> _What is required_
Retype the opening lines of the data exactly, stopping after the line that contains "let query = '';". Skip every picture.

> _Stored data_
──────────────────────────────
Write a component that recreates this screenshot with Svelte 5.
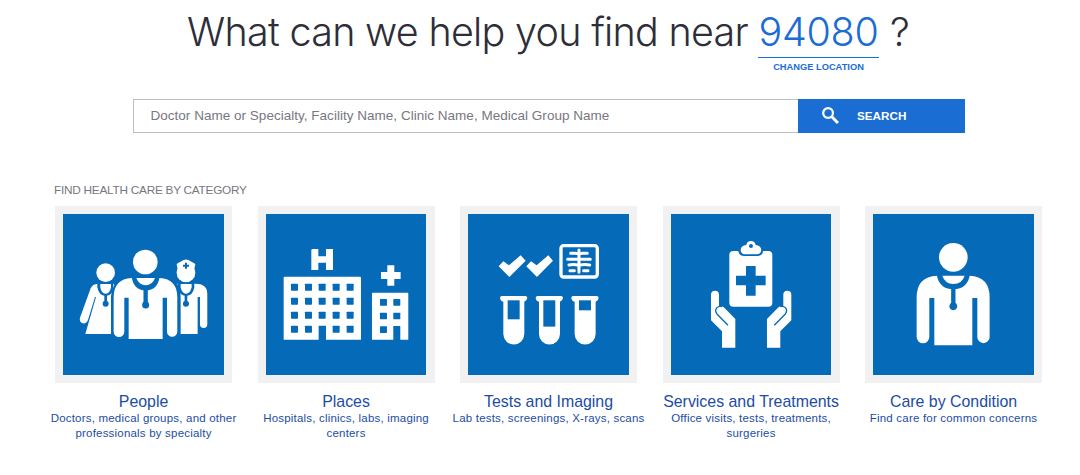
<script lang="ts">
  const zip = '94080';
  let query = '';

  const categories = [
    { id: 'people', title: 'People', text: 'Doctors, medical groups, and other professionals by specialty', view: '40 42 482 482' },
    { id: 'places', title: 'Places', text: 'Hospitals, clinics, labs, imaging centers', view: '42 42 482 482' },
    { id: 'tests', title: 'Tests and Imaging', text: 'Lab tests, screenings, X-rays, scans', view: '42 42 482 482' },
    { id: 'services', title: 'Services and Treatments', text: 'Office visits, tests, treatments, surgeries', view: '43 42 482 482' },
    { id: 'condition', title: 'Care by Condition', text: 'Find care for common concerns', view: '40 42 482 482' }
  ];

  const windowCols = [117, 159, 200, 242, 284];
  const windowRows = [251, 293, 335, 377];
  const tubes = [
    { x: 138, level: 358 },
    { x: 245, level: 380 },
    { x: 352, level: 331 }
  ];
</script>

<main>
  <h1>
    <span class="question">What can we help you find near</span>
    <a class="location" href="#location">
      <span class="zip">{zip}</span>
      <span class="change">CHANGE LOCATION</span>
    </a>
    <span class="mark">?</span>
  </h1>

  <form class="search" on:submit|preventDefault>
    <input
      type="text"
      aria-label="Search"
      placeholder="Doctor Name or Specialty, Facility Name, Clinic Name, Medical Group Name"
      bind:value={query}
    />
    <button type="submit">
      <svg viewBox="0 0 16 16" aria-hidden="true">
        <circle cx="5.7" cy="5.7" r="4.6" />
        <path d="M9 9l6 6" />
      </svg>
      <span>SEARCH</span>
    </button>
  </form>

  <h2>FIND HEALTH CARE BY CATEGORY</h2>

  <div class="categories">
    {#each categories as category}
      <a class="category" href="#{category.id}">
        <span class="tile">
          <svg viewBox={category.view} aria-hidden="true">
            {#if category.id === 'people'}
              <circle cx="168" cy="218" r="28" />
              <path d="M144 251Q129 252 123 265L91 353Q88 366 99 370Q110 372 115 360L136 291H139L107 402H184V290Q184 272 194 256L192 251Z" />
              <path class="cut" d="M143 248V262Q148 288 168 288Q188 288 191 262V248Z" />
              <path d="M152 252H184V262Q181 281 168 281Q155 281 152 262Z" />
              <path class="tube" d="M168 284V306" />
              <circle class="cut" cx="168" cy="311" r="9" />

              <path d="M382 251Q393 268 393 290V402H444V291H451V373A11 11 0 0 0 473 373V281Q473 251 437 251Z" />
              <circle cx="409" cy="219" r="28" />
              <path d="M384 208L381 193Q382 190 387 188L402 180Q409 177 416 180L431 188Q436 190 437 193L434 208Z" />
              <path class="cut" d="M406 188H412V194H418V200H412V206H406V200H400V194H406Z" />
              <path class="cut" d="M384 248V262Q389 288 409 288Q430 288 434 262V248Z" />
              <path d="M393 252H426V262Q422 281 409 281Q397 281 393 262Z" />
              <path class="tube" d="M409 284V306" />
              <circle class="cut" cx="409" cy="311" r="9" />

              <circle cx="287" cy="186" r="37" />
              <path d="M246 234Q192 237 192 292V395A16 16 0 0 0 224 395V293H237V417H339V293H352V395A15.5 15.5 0 0 0 383 395V292Q383 237 330 234Z" />
              <path class="cut" d="M246 230Q252 271 288 271Q324 271 330 230Z" />
              <path d="M260 234H316Q308 256 288 256Q268 256 260 234Z" />
              <path class="tube wide" d="M288 268V310" />
              <circle class="cut" cx="288" cy="315" r="10.5" />
            {:else if category.id === 'places'}
              <path d="M181 147H199V169H222V147H243V210H222V188H199V210H178V149Z" />
              <path d="M98 230H324Q327 230 327 233V419H222V377H200V419H95V233Q95 230 98 230Z" />
              {#each windowRows as y}
                {#each windowCols as x}
                  {#if !(x === 200 && y === 377)}
                    <rect class="cut" {x} {y} width="21" height="21" rx="2" />
                  {/if}
                {/each}
              {/each}
              <path d="M406 196H427V216H446V237H427V257H406V237H387V216H406Z" />
              <path d="M362 278H467L469 280V419H445V378H424V419H360V280Z" />
              {#each [297, 338, 379] as y}
                <rect class="cut" x="384" {y} width="21" height="20" rx="2" />
                {#if y !== 379}
                  <rect class="cut" x="424" {y} width="21" height="20" rx="2" />
                {/if}
              {/each}
            {:else if category.id === 'tests'}
              <path d="M134 199L148 184L165 196L200 166L215 182L166 231Z" />
              <path d="M217 199L231 184L248 196L283 166L297 182L249 231Z" />
              <rect class="frame" x="321" y="137" width="109" height="94" rx="8" />
              <path class="bones" d="M375 150V217M350 160H364Q370 160 375 164Q380 160 386 160H400M341 178H409M345 195Q359 192 375 196Q391 192 407 195M348 212H361M389 212H402" />
              {#each tubes as tube}
                <path d="M{tube.x + 6} 288H{tube.x + 76}Q{tube.x + 82} 288 {tube.x + 82} 294Q{tube.x + 81} 303 {tube.x + 73} 305V402A31.5 31.5 0 0 1 {tube.x + 10} 402V305Q{tube.x + 1} 303 {tube.x} 294Q{tube.x} 288 {tube.x + 6} 288Z" />
                <path class="cut" d="M{tube.x + 23} 301H{tube.x + 59}V{tube.level}H{tube.x + 23}Z" />
              {/each}
            {:else if category.id === 'services'}
              <rect x="218" y="153" width="129" height="167" rx="12" />
              <path class="cut" d="M245 149V153Q247 168 262 168H303Q318 168 320 149Z" />
              <path d="M265 163Q252 162 252 149Q253 137 269 135Q271 123 283 123Q295 123 297 135Q313 137 314 149Q313 162 301 163Z" />
              <circle class="cut" cx="283" cy="138" r="6" />
              <path class="cut" d="M268 198H297V227H327V256H297V287H268V256H238V227H268Z" />
              <path d="M163 284A12 12 0 0 1 187 284V319Q198 316 206 326L236 357V443H196V394L163 361Z" />
              <path class="thumb" d="M214 376L181 342Q173 331 181 323Q187 317 196 320" />
              <path d="M404 284A12 12 0 0 0 380 284V319Q369 316 361 326L331 357V443H371V394L404 361Z" />
              <path class="thumb" d="M353 376L386 342Q394 331 386 323Q380 317 371 320" />
            {:else}
              <circle cx="281" cy="172" r="43" />
              <path d="M232 227Q171 230 171 292V411A19 19 0 0 0 209 411V294H224V436H338V294H353V411A18.5 18.5 0 0 0 390 411V292Q390 230 330 227Z" />
              <path class="cut" d="M231 223Q238 268 281 268Q324 268 331 223Z" />
              <path d="M248 227H315Q307 252 281 252Q256 252 248 227Z" />
              <path class="tube wide" d="M281 264V316" />
              <circle class="cut" cx="281" cy="319" r="11.5" />
            {/if}
          </svg>
        </span>
        <strong>{category.title}</strong>
        <span class="text">{category.text}</span>
      </a>
    {/each}
  </div>
</main>

<style>
  :global(body) {
    margin: 0;
    background: #fff;
  }

  main {
    height: 475px;
    overflow: hidden;
    font-family: "Liberation Sans", Arial, sans-serif;
  }

  a {
    text-decoration: none;
  }

  h1 {
    margin: 0 0 0 187px;
    height: 99px;
    display: flex;
    align-items: flex-start;
    color: #2e2e38;
    font-family: Inter, sans-serif;
    font-size: 39.5px;
    font-weight: 300;
    line-height: 57px;
    white-space: nowrap;
  }

  .question {
    width: 571px;
    padding-top: 4px;
    letter-spacing: -0.72px;
  }

  .location {
    width: 121px;
    display: flex;
    flex-direction: column;
    color: #1b6dd2;
    text-align: center;
  }

  .zip {
    height: 57.5px;
    padding-top: 4px;
    box-sizing: border-box;
    border-bottom: 1px solid #1b6dd2;
    letter-spacing: -0.3px;
  }

  .change {
    font: bold 9.3px/19px "Liberation Sans", Arial, sans-serif;
  }

  .mark {
    padding: 4px 0 0 11px;
  }

  .search {
    width: 832px;
    height: 34px;
    margin-left: 133px;
    display: flex;
  }

  input {
    width: 665px;
    height: 34px;
    padding: 0 16.5px 1px;
    box-sizing: border-box;
    border: 1px solid #bfc1c0;
    border-right: 0;
    border-radius: 0;
    background: #fff;
    font: 13.5px "Liberation Sans", Arial, sans-serif;
    letter-spacing: 0.02px;
    outline: 0;
  }

  input::placeholder {
    color: #777781;
    opacity: 1;
  }

  button {
    flex: 1;
    padding: 0 0 2px 24px;
    border: 0;
    display: flex;
    align-items: center;
    gap: 18px;
    background: #1a6dd2;
    color: #fff;
    font: bold 11.7px "Liberation Sans", Arial, sans-serif;
  }

  button svg {
    width: 17px;
    height: 17px;
    fill: none;
    stroke: #fff;
    stroke-width: 2.1;
  }

  button path {
    stroke-width: 2.8;
  }

  h2 {
    height: 23px;
    margin: 50px 0 0 54px;
    color: #777780;
    font-size: 11.8px;
    font-weight: 400;
    letter-spacing: -0.25px;
    line-height: 15px;
  }

  .categories {
    width: 1012.5px;
    margin-left: 42.3px;
    display: grid;
    grid-template-columns: repeat(5, 1fr);
  }

  .category {
    display: flex;
    flex-direction: column;
    align-items: center;
    color: #1c4ca5;
    text-align: center;
  }

  .tile {
    width: 177px;
    height: 177px;
    box-sizing: border-box;
    padding: 8.2px;
    background: #f1f1f2;
  }

  .tile svg {
    width: 100%;
    height: 100%;
    display: block;
    background: #056ab8;
    fill: #fff;
  }

  .tile .cut {
    fill: #056ab8;
  }

  .tile .tube {
    fill: none;
    stroke: #056ab8;
    stroke-width: 8;
  }

  .tile .tube.wide {
    stroke-width: 13;
  }

  .frame {
    fill: none;
    stroke: #fff;
    stroke-width: 10;
  }

  .bones {
    fill: none;
    stroke: #fff;
    stroke-width: 9;
    stroke-linecap: round;
  }

  .thumb {
    fill: none;
    stroke: #056ab8;
    stroke-width: 4;
  }

  strong {
    margin-top: 9px;
    font-size: 15.9px;
    font-weight: 400;
    line-height: 19px;
  }

  .text {
    max-width: 198px;
    font-size: 11.5px;
    letter-spacing: 0.2px;
    line-height: 15px;
  }
</style>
──────────────────────────────
> _Full answer_
Write a component that recreates this screenshot with Svelte 5.
<script lang="ts">
  const zip = '94080';
  let query = '';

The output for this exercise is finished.